Pour rappel, le droit de l’Union européenne prohibe les discriminations fondées sur le sexe, la race ou l’origine ethnique, la religion ou les convictions, un handicap, l’âge ou l’orientation sexuelle. La Cour de justice européenne affirme que le principe de non-discrimination est l’expression spécifique du principe d’égalité, principe général du droit de l’Union européenne. En vertu de ce principe général, il est interdit au juge national d’instaurer une présomption de justification tirée d’un accord collectif.

En France, si cette présomption est admise s’agissant des différences de traitement opérées par voie d’accord collectif, c’est en raison de l’habilitation constitutionnelle donnée aux représentants des salariés (8ealinéa du Préambule de la Constitution du 27 octobre 1946) et de la délégation législative par laquelle les conventions collectives peuvent préciser les modalités concrètes d’application des principes fondamentaux du droit du travail (article34 de la Constitution). Ainsi, les partenaires sociaux ne peuvent avoir plus de latitude que le législateur concernant les dérogations au principe d’égalité de traitement.

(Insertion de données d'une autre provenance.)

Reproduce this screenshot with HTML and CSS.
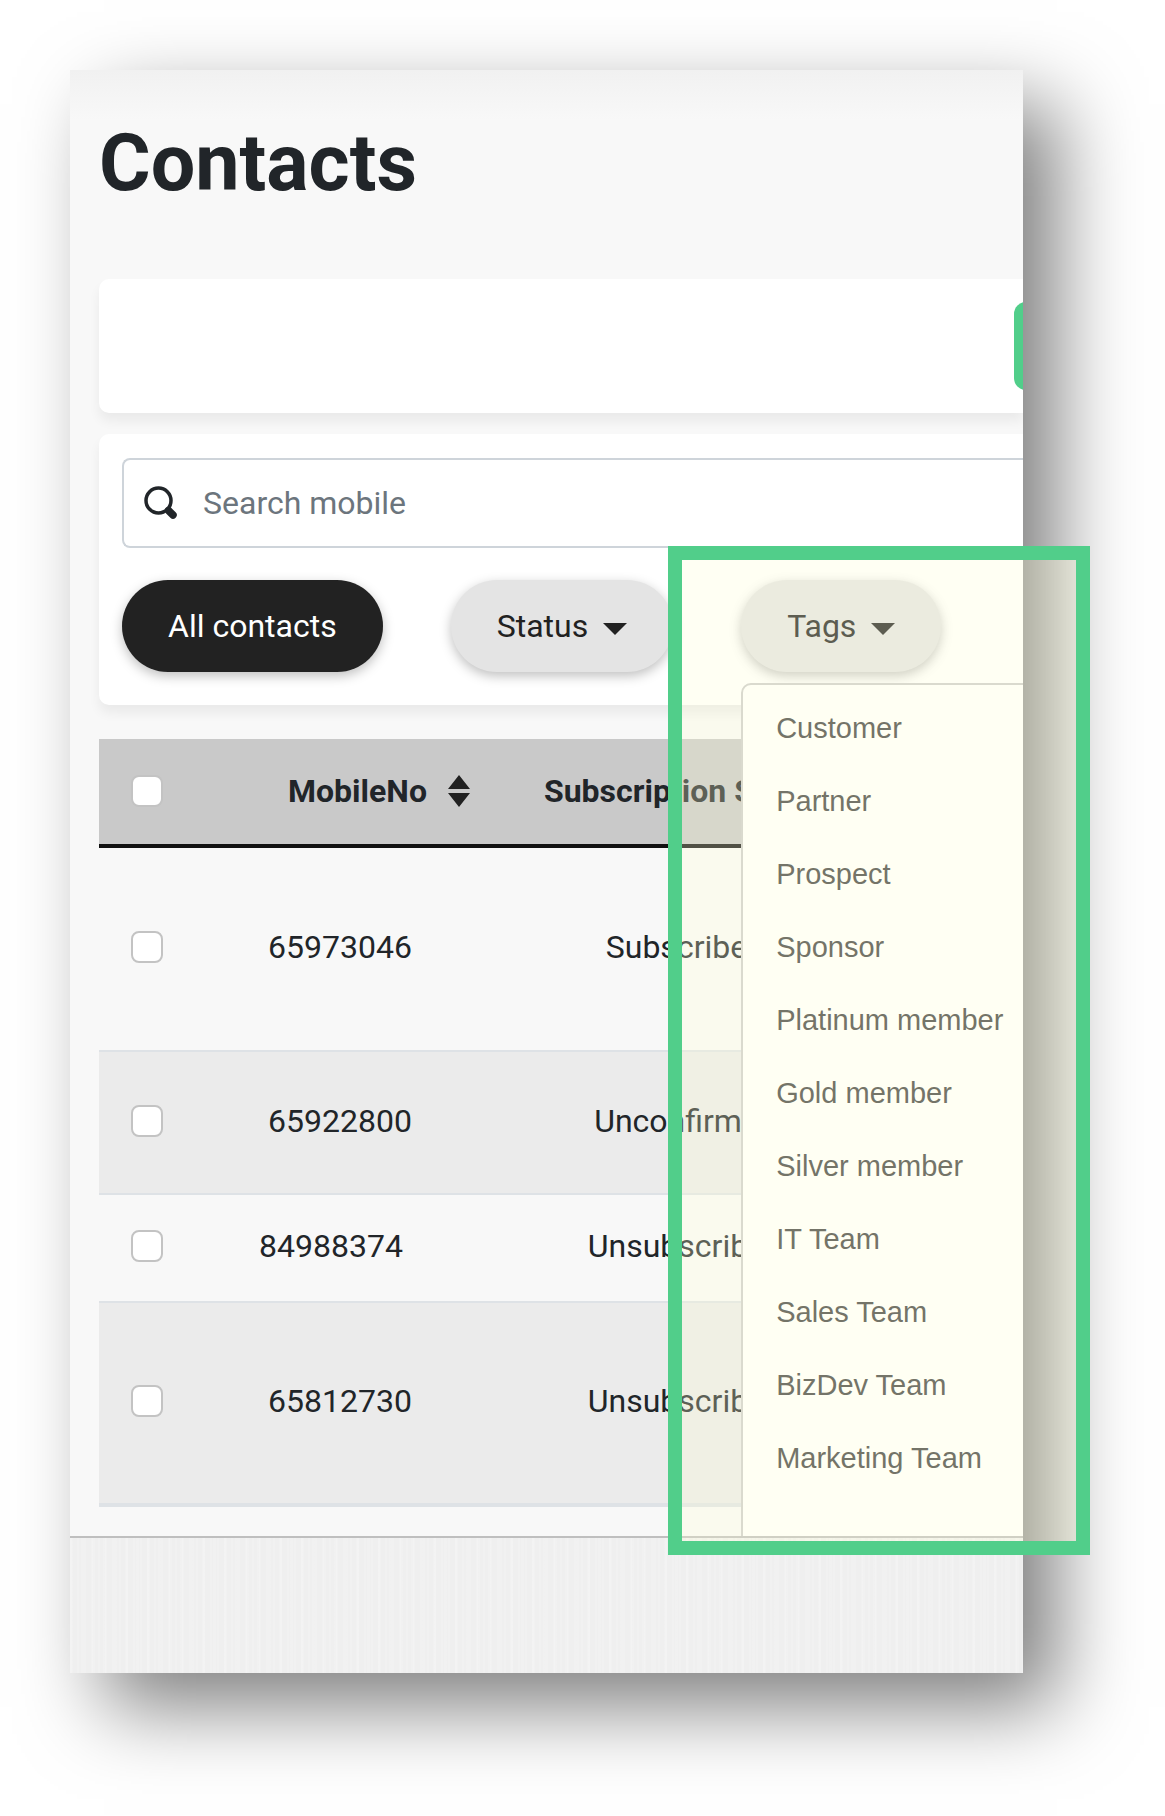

Par cette décision, la cour de cassation indique, implicitement, que sa jurisprudence ne peut être interprétée comme ayant institué de manière générale un effet justificatif à toute différence de traitement résultant d’un accord collectif. Elle est également dans la lignée de la tendance actuelle de la jurisprudence de la Cour de cassation qui circonscrit avec précision les situations dans lesquelles des salariés sont considérés comme étant placés dans une situation identique au regard d’un avantage.